>>>>>
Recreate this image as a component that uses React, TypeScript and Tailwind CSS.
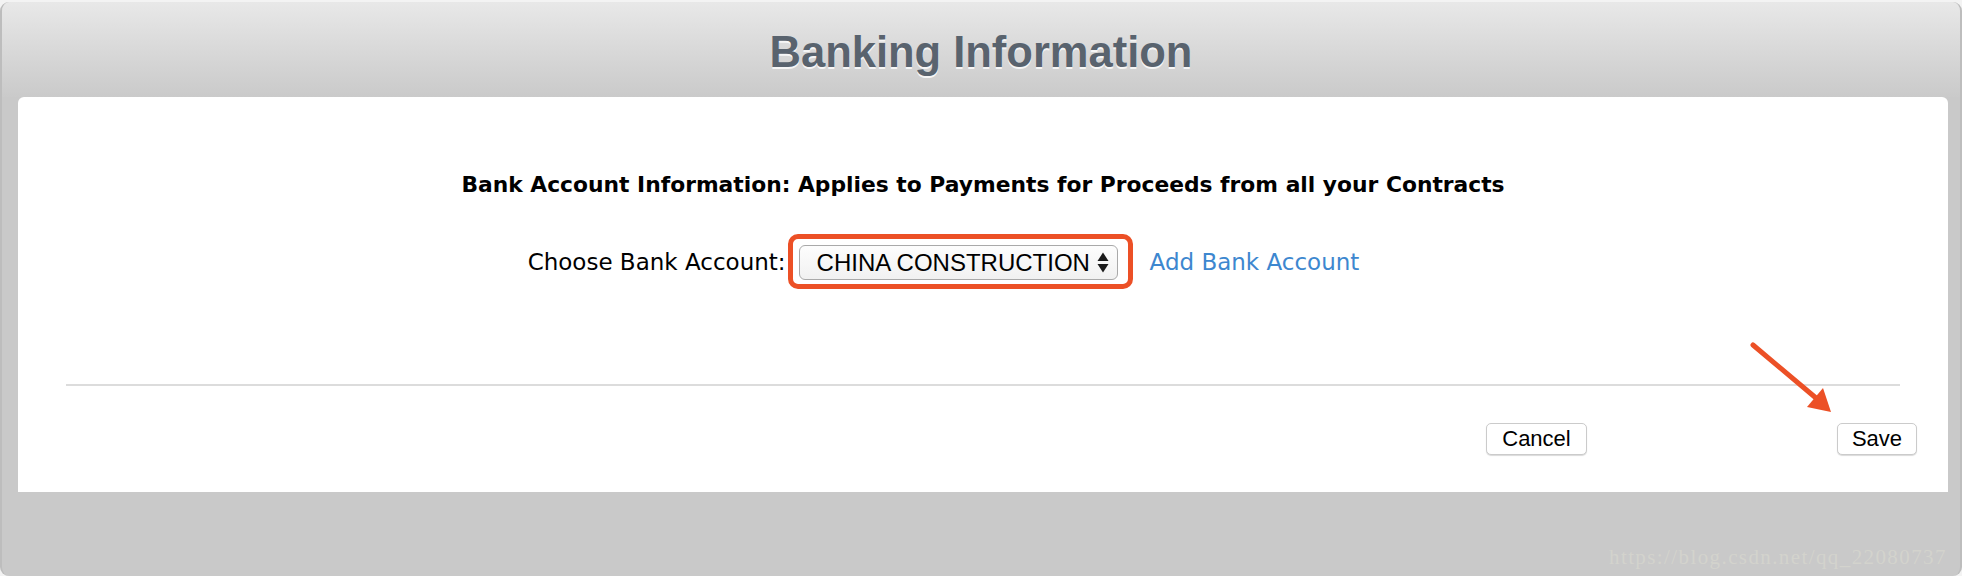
import React from "react";

const sans = { fontFamily: '"Liberation Sans", Arial, sans-serif' };
const lucida = { fontFamily: '"DejaVu Sans", "Liberation Sans", sans-serif' };

export default function App() {
  return (
    <div className="relative w-[1962px] h-[576px] bg-[#f3f3f3] overflow-hidden">
      <div className="mt-[2px] h-[574px] flex flex-col rounded-[9px] border-x-2 border-[#bdbdbd] bg-[#c9c9c9] overflow-hidden">
        {/* header */}
        <div className="h-[95px] shrink-0 bg-linear-to-b from-[#e8e8e8] to-[#cacaca] pt-[25px] text-center">
          <h1
            className="text-[43.5px] font-bold leading-[50px] text-[#59636e] [text-shadow:0_2px_0_#f6f6f6]"
            style={sans}
          >
            Banking Information
          </h1>
        </div>

        {/* panel */}
        <div className="pl-[16px] pr-[12px]">
          <div className="h-[395px] rounded-t-[6px] bg-white flex flex-col">
            <h2
              className="pt-[75px] text-center text-[21.8px] font-bold leading-[26px] text-black"
              style={lucida}
            >
              Bank Account Information: Applies to Payments for Proceeds from all your Contracts
            </h2>

            <div className="mt-[36px] h-[55px] flex items-center justify-center pr-[79px]">
              <span className="text-[23px] leading-[28px] text-black mr-[2px]" style={lucida}>
                Choose Bank Account:
              </span>
              <div className="h-[55px] border-[5px] border-[#ec5026] rounded-[10px] pl-[6px] pr-[10px] pt-[6px] pb-[4px]">
                <div className="w-[319px] h-[35px] flex items-center rounded-[6px] border-[1.5px] border-[#a9a9a9] bg-linear-to-b from-[#fdfdfd] to-[#f1f1f1] pl-[17px] pr-[8px]">
                  <span className="text-[24px] leading-[26px] text-black" style={sans}>
                    CHINA CONSTRUCTION
                  </span>
                  <svg className="ml-auto" width="12" height="21" viewBox="0 0 12 21">
                    <polygon points="6,0.5 11.5,9 0.5,9" fill="#1b1b1b" />
                    <polygon points="0.5,12 11.5,12 6,20.5" fill="#1b1b1b" />
                  </svg>
                </div>
              </div>
              <a className="ml-[17px] text-[23px] leading-[28px] text-[#3d87cf]" style={lucida}>
                Add Bank Account
              </a>
            </div>

            <div className="mt-[95px] mx-[48px] h-[2px] bg-[#dcdcdc]" />

            <div className="mt-[37px] flex justify-end pr-[31px]">
              <button
                className="w-[101px] h-[32px] mr-[250px] rounded-[5px] border border-[#cbcbcb] bg-white text-[22px] leading-[30px] text-black shadow-[0_1px_1px_rgba(0,0,0,0.15)]"
                style={sans}
              >
                Cancel
              </button>
              <button
                className="w-[80px] h-[32px] rounded-[5px] border border-[#cbcbcb] bg-white text-[22px] leading-[30px] text-black shadow-[0_1px_1px_rgba(0,0,0,0.15)]"
                style={sans}
              >
                Save
              </button>
            </div>
          </div>
        </div>
      </div>

      {/* annotation arrow */}
      <svg className="absolute left-[1740px] top-[335px]" width="100" height="85" viewBox="0 0 100 85">
        <line x1="13" y1="10" x2="76" y2="63" stroke="#ec5026" strokeWidth="5" strokeLinecap="round" />
        <polygon points="91,77 67,72 83,53" fill="#ec5026" />
      </svg>

      {/* watermark */}
      <div
        className="absolute left-[1609px] top-[547px] text-[21px] leading-[21px] tracking-[1.4px] text-[#d3d3cd] whitespace-nowrap"
        style={{ fontFamily: '"Liberation Serif", "Times New Roman", serif' }}
      >
        https://blog.csdn.net/qq_22080737
      </div>
    </div>
  );
}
<<<<<
=== Challenge ===
Give back every line exactly as it stands, pictures excluded.

=== Completed exercise ===
Recreate this image as a component that uses React, TypeScript and Tailwind CSS.
import React from "react";

const sans = { fontFamily: '"Liberation Sans", Arial, sans-serif' };
const lucida = { fontFamily: '"DejaVu Sans", "Liberation Sans", sans-serif' };

export default function App() {
  return (
    <div className="relative w-[1962px] h-[576px] bg-[#f3f3f3] overflow-hidden">
      <div className="mt-[2px] h-[574px] flex flex-col rounded-[9px] border-x-2 border-[#bdbdbd] bg-[#c9c9c9] overflow-hidden">
        {/* header */}
        <div className="h-[95px] shrink-0 bg-linear-to-b from-[#e8e8e8] to-[#cacaca] pt-[25px] text-center">
          <h1
            className="text-[43.5px] font-bold leading-[50px] text-[#59636e] [text-shadow:0_2px_0_#f6f6f6]"
            style={sans}
          >
            Banking Information
          </h1>
        </div>

        {/* panel */}
        <div className="pl-[16px] pr-[12px]">
          <div className="h-[395px] rounded-t-[6px] bg-white flex flex-col">
            <h2
              className="pt-[75px] text-center text-[21.8px] font-bold leading-[26px] text-black"
              style={lucida}
            >
              Bank Account Information: Applies to Payments for Proceeds from all your Contracts
            </h2>

            <div className="mt-[36px] h-[55px] flex items-center justify-center pr-[79px]">
              <span className="text-[23px] leading-[28px] text-black mr-[2px]" style={lucida}>
                Choose Bank Account:
              </span>
              <div className="h-[55px] border-[5px] border-[#ec5026] rounded-[10px] pl-[6px] pr-[10px] pt-[6px] pb-[4px]">
                <div className="w-[319px] h-[35px] flex items-center rounded-[6px] border-[1.5px] border-[#a9a9a9] bg-linear-to-b from-[#fdfdfd] to-[#f1f1f1] pl-[17px] pr-[8px]">
                  <span className="text-[24px] leading-[26px] text-black" style={sans}>
                    CHINA CONSTRUCTION
                  </span>
                  <svg className="ml-auto" width="12" height="21" viewBox="0 0 12 21">
                    <polygon points="6,0.5 11.5,9 0.5,9" fill="#1b1b1b" />
                    <polygon points="0.5,12 11.5,12 6,20.5" fill="#1b1b1b" />
                  </svg>
                </div>
              </div>
              <a className="ml-[17px] text-[23px] leading-[28px] text-[#3d87cf]" style={lucida}>
                Add Bank Account
              </a>
            </div>

            <div className="mt-[95px] mx-[48px] h-[2px] bg-[#dcdcdc]" />

            <div className="mt-[37px] flex justify-end pr-[31px]">
              <button
                className="w-[101px] h-[32px] mr-[250px] rounded-[5px] border border-[#cbcbcb] bg-white text-[22px] leading-[30px] text-black shadow-[0_1px_1px_rgba(0,0,0,0.15)]"
                style={sans}
              >
                Cancel
              </button>
              <button
                className="w-[80px] h-[32px] rounded-[5px] border border-[#cbcbcb] bg-white text-[22px] leading-[30px] text-black shadow-[0_1px_1px_rgba(0,0,0,0.15)]"
                style={sans}
              >
                Save
              </button>
            </div>
          </div>
        </div>
      </div>

      {/* annotation arrow */}
      <svg className="absolute left-[1740px] top-[335px]" width="100" height="85" viewBox="0 0 100 85">
        <line x1="13" y1="10" x2="76" y2="63" stroke="#ec5026" strokeWidth="5" strokeLinecap="round" />
        <polygon points="91,77 67,72 83,53" fill="#ec5026" />
      </svg>

      {/* watermark */}
      <div
        className="absolute left-[1609px] top-[547px] text-[21px] leading-[21px] tracking-[1.4px] text-[#d3d3cd] whitespace-nowrap"
        style={{ fontFamily: '"Liberation Serif", "Times New Roman", serif' }}
      >
        https://blog.csdn.net/qq_22080737
      </div>
    </div>
  );
}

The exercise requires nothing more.